Be all of that as it may, Canterbury Park’s riders are optimistic…for the most part.

“Oh, I’ve already put me application in at Burger King,” said Paul Nolan.

“But what I can’t figure out is why nobody in this country gets riled up. Hey, Lori,” he yelled to fellow countrywoman Lori Keith. “If this happened in England we’d be rioting and protesting, wouldn’t we. Over here, you just sort of throw up your arms and say ‘OK.’ You don’t fight.”

That allegation drew a hasty comment from the jockey room security official. Bill Chestnut.

“We don’t fight?” he queried. “Hey, let me tell you about 1776.”

“I don’t think we’ll shut down,” said Anne Von Rosen. “If we do, I’ll just gallop in the morning. That will keep me going for a while.”

Most jocks figured that if a shutdown occurs it will be for a couple of days, a week at most. So, what if a shutdown occurs and it lasts indefinitely?

“Oh, all summer,” said Keith. “Well, then, I guess I’d have to break down and be forced to join my parents in the South of France. They have a restaurant there. I guess I could waitress.”

“Hey, I’ll go, too,” said Juan Rivera.

“We could use a bartender,” Keith responded.

And so it went throughout a dreary, lightly attended Saturday race card. Plans were being made and not being made. And everyone was going about his or her business, something they hope to be doing a week from now as well.

BELL SAYS ‘GOOD NIGHT’ EARLY

Derek Bell acknowledged his small visitor in the jockey’s lounge shortly before the sixth race Saturday.

“Hey, there, Hailey Bell,” he said, an instant before she jumped into his arms.

Hailey, 8, was there to say good night to her father, who headed to Prairie Meadows in Altoona, Iowa., immediately after the seventh race.

“It’s a 3 ½ hour drive,” he said. “I’ll be back tonight but you’ll be in bed. It will be 3 in the morning.”

Eight-year-old Hailey will enter the third grade in the fall, but right now she is wherever dad is, primarily at Canterbury Park this summer with occasional visits to Iowa for stakes events.
The two-day Iowa Festival of Racing ended Saturday night and Bell had the mount on the Mike Biehler-trained Stachys in the Grade III $300,000 Cornhusker Handicap at a mile and 1/8.
Stachys won the $60,000 Jim Rasmussen Memorial by 1 ¾ lengths earlier this spring at Prairie Meadows under Bell.

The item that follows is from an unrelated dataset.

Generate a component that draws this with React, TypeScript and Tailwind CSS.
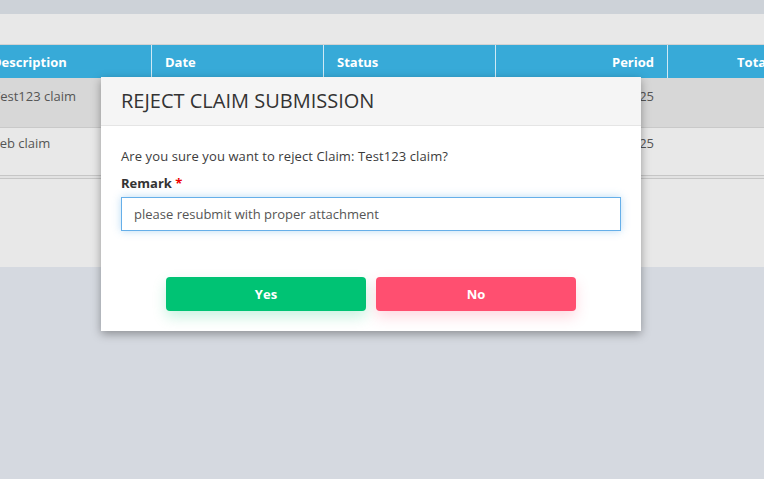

“There’s a very good horse in this one tonight,” Bell said. Indeed. Awesome Gem, the 3-1 morning line favorite has won $2.5 million-plus over his career. “But it’s a mile and 1/8. I like my chances in this one.”

Awesome Gem won the Grade 3 Lone Star Park Handicap in his last out, a length in front of Flat Out and Santa Anita handicap winner Game On Dude. Awesome Gem has Robby Albarado on his back once more for the Cornhusker, which drew an 11-horse field that included Steve Asmussen-trained It Happened Again with Mike Smith up. Stachys was the 9-2 second choice in the morning line.

Headache is owned by Kenneth and Sarah Ramsey and trained by Mike Maker, who thinks he has this erratic runner figured out.